Start of Available data
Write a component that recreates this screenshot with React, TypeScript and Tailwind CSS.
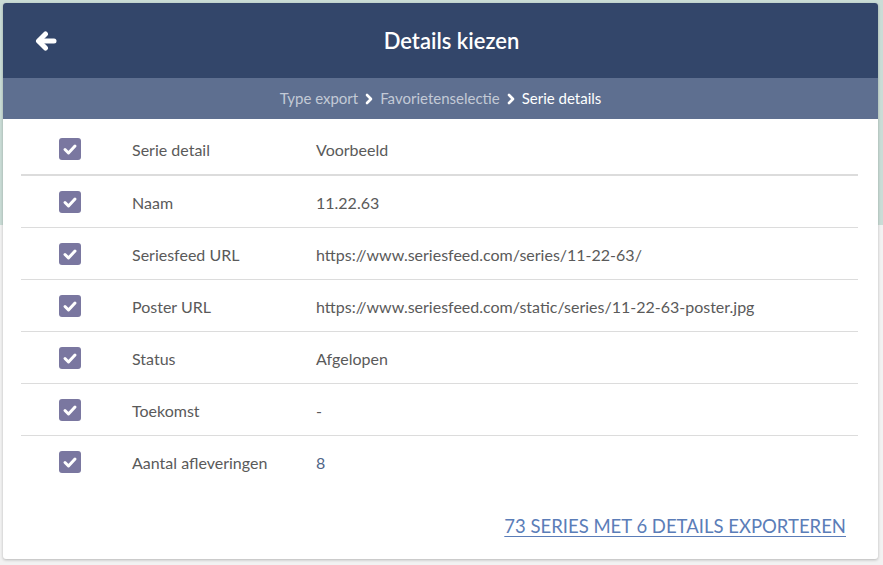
const rows = [
  { label: "Naam", value: "11.22.63" },
  { label: "Seriesfeed URL", value: "https://www.seriesfeed.com/series/11-22-63/" },
  { label: "Poster URL", value: "https://www.seriesfeed.com/static/series/11-22-63-poster.jpg" },
  { label: "Status", value: "Afgelopen" },
  { label: "Toekomst", value: "-" },
  { label: "Aantal afleveringen", value: "8", number: true },
];

function Check() {
  return (
    <span className="flex h-[22px] w-[22px] items-center justify-center rounded-[3px] bg-[#7a77a0]">
      <svg viewBox="0 0 16 16" className="h-[16px] w-[16px]">
        <polyline points="3,8.5 6.5,12 13,5" fill="none" stroke="#fff" strokeWidth="3" strokeLinecap="round" strokeLinejoin="round" />
      </svg>
    </span>
  );
}

function Chevron() {
  return (
    <svg viewBox="0 0 10 12" className="mx-[6px] h-[12px] w-[10px]">
      <polyline points="3,2 7,6 3,10" fill="none" stroke="#fff" strokeWidth="2.6" strokeLinecap="round" strokeLinejoin="round" />
    </svg>
  );
}

export default function App() {
  return (
    <div className="h-[565px] w-full bg-[linear-gradient(to_bottom,#cadcd6_225px,#f2f2f2_225px)] pt-[3px] pl-[3px] font-['Lato','Open_Sans',sans-serif]">
      <div className="flex h-[556px] w-[875px] flex-col overflow-hidden rounded-[3px] bg-white shadow-[0_1px_3px_rgba(0,0,0,0.25)]">
        <div className="flex h-[75px] items-center bg-[#33466a] px-[32px]">
          <svg viewBox="0 0 22 22" className="h-[22px] w-[22px]">
            <g fill="none" stroke="#fff" strokeWidth="5" strokeLinecap="round" strokeLinejoin="round">
              <polyline points="10.5,4 3.5,11 10.5,18" />
              <line x1="4" y1="11" x2="19" y2="11" />
            </g>
          </svg>
          <h1 className="flex-1 text-center text-[22px] font-semibold text-white">
            Details kiezen
          </h1>
        </div>

        <div className="flex h-[41px] items-center justify-center bg-[#5e6f90] text-[15px]">
          <span className="text-[#c3cad6]">Type export</span>
          <Chevron />
          <span className="text-[#c3cad6]">Favorietenselectie</span>
          <Chevron />
          <span className="text-white">Serie details</span>
        </div>

        <div className="pt-[4px] pl-[18px] pr-[20px] text-[16px] text-[#5a5a5a]">
          <div className="grid h-[53px] grid-cols-[111px_184px_1fr] items-center border-b-2 border-[#dcdcdc]">
            <div className="pl-[38px]">
              <Check />
            </div>
            <div className="pt-[2px]">Serie detail</div>
            <div className="pt-[2px]">Voorbeeld</div>
          </div>
          {rows.map((r, i) => (
            <div
              key={r.label}
              className={`grid h-[52px] grid-cols-[111px_184px_1fr] items-center ${
                i < rows.length - 1 ? "border-b border-[#dcdcdc]" : ""
              }`}
            >
              <div className="pl-[38px]">
                <Check />
              </div>
              <div className="pt-[2px]">{r.label}</div>
              <div className={`pt-[2px] ${r.number ? "text-[#4f6587]" : ""}`}>{r.value}</div>
            </div>
          ))}
        </div>

        <div className="mt-auto flex justify-end pr-[32px] pb-[18px]">
          <a href="#" className="text-[18.5px] text-[#5b7db8] underline underline-offset-[3px]">
            73 SERIES MET 6 DETAILS EXPORTEREN
          </a>
        </div>
      </div>
    </div>
  );
}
End of Available data
### Exercise goal
Every line of the material is to be quoted exactly, with no pictures carried over.

### Written solution
Write a component that recreates this screenshot with React, TypeScript and Tailwind CSS.
const rows = [
  { label: "Naam", value: "11.22.63" },
  { label: "Seriesfeed URL", value: "https://www.seriesfeed.com/series/11-22-63/" },
  { label: "Poster URL", value: "https://www.seriesfeed.com/static/series/11-22-63-poster.jpg" },
  { label: "Status", value: "Afgelopen" },
  { label: "Toekomst", value: "-" },
  { label: "Aantal afleveringen", value: "8", number: true },
];

function Check() {
  return (
    <span className="flex h-[22px] w-[22px] items-center justify-center rounded-[3px] bg-[#7a77a0]">
      <svg viewBox="0 0 16 16" className="h-[16px] w-[16px]">
        <polyline points="3,8.5 6.5,12 13,5" fill="none" stroke="#fff" strokeWidth="3" strokeLinecap="round" strokeLinejoin="round" />
      </svg>
    </span>
  );
}

function Chevron() {
  return (
    <svg viewBox="0 0 10 12" className="mx-[6px] h-[12px] w-[10px]">
      <polyline points="3,2 7,6 3,10" fill="none" stroke="#fff" strokeWidth="2.6" strokeLinecap="round" strokeLinejoin="round" />
    </svg>
  );
}

export default function App() {
  return (
    <div className="h-[565px] w-full bg-[linear-gradient(to_bottom,#cadcd6_225px,#f2f2f2_225px)] pt-[3px] pl-[3px] font-['Lato','Open_Sans',sans-serif]">
      <div className="flex h-[556px] w-[875px] flex-col overflow-hidden rounded-[3px] bg-white shadow-[0_1px_3px_rgba(0,0,0,0.25)]">
        <div className="flex h-[75px] items-center bg-[#33466a] px-[32px]">
          <svg viewBox="0 0 22 22" className="h-[22px] w-[22px]">
            <g fill="none" stroke="#fff" strokeWidth="5" strokeLinecap="round" strokeLinejoin="round">
              <polyline points="10.5,4 3.5,11 10.5,18" />
              <line x1="4" y1="11" x2="19" y2="11" />
            </g>
          </svg>
          <h1 className="flex-1 text-center text-[22px] font-semibold text-white">
            Details kiezen
          </h1>
        </div>

        <div className="flex h-[41px] items-center justify-center bg-[#5e6f90] text-[15px]">
          <span className="text-[#c3cad6]">Type export</span>
          <Chevron />
          <span className="text-[#c3cad6]">Favorietenselectie</span>
          <Chevron />
          <span className="text-white">Serie details</span>
        </div>

        <div className="pt-[4px] pl-[18px] pr-[20px] text-[16px] text-[#5a5a5a]">
          <div className="grid h-[53px] grid-cols-[111px_184px_1fr] items-center border-b-2 border-[#dcdcdc]">
            <div className="pl-[38px]">
              <Check />
            </div>
            <div className="pt-[2px]">Serie detail</div>
            <div className="pt-[2px]">Voorbeeld</div>
          </div>
          {rows.map((r, i) => (
            <div
              key={r.label}
              className={`grid h-[52px] grid-cols-[111px_184px_1fr] items-center ${
                i < rows.length - 1 ? "border-b border-[#dcdcdc]" : ""
              }`}
            >
              <div className="pl-[38px]">
                <Check />
              </div>
              <div className="pt-[2px]">{r.label}</div>
              <div className={`pt-[2px] ${r.number ? "text-[#4f6587]" : ""}`}>{r.value}</div>
            </div>
          ))}
        </div>

        <div className="mt-auto flex justify-end pr-[32px] pb-[18px]">
          <a href="#" className="text-[18.5px] text-[#5b7db8] underline underline-offset-[3px]">
            73 SERIES MET 6 DETAILS EXPORTEREN
          </a>
        </div>
      </div>
    </div>
  );
}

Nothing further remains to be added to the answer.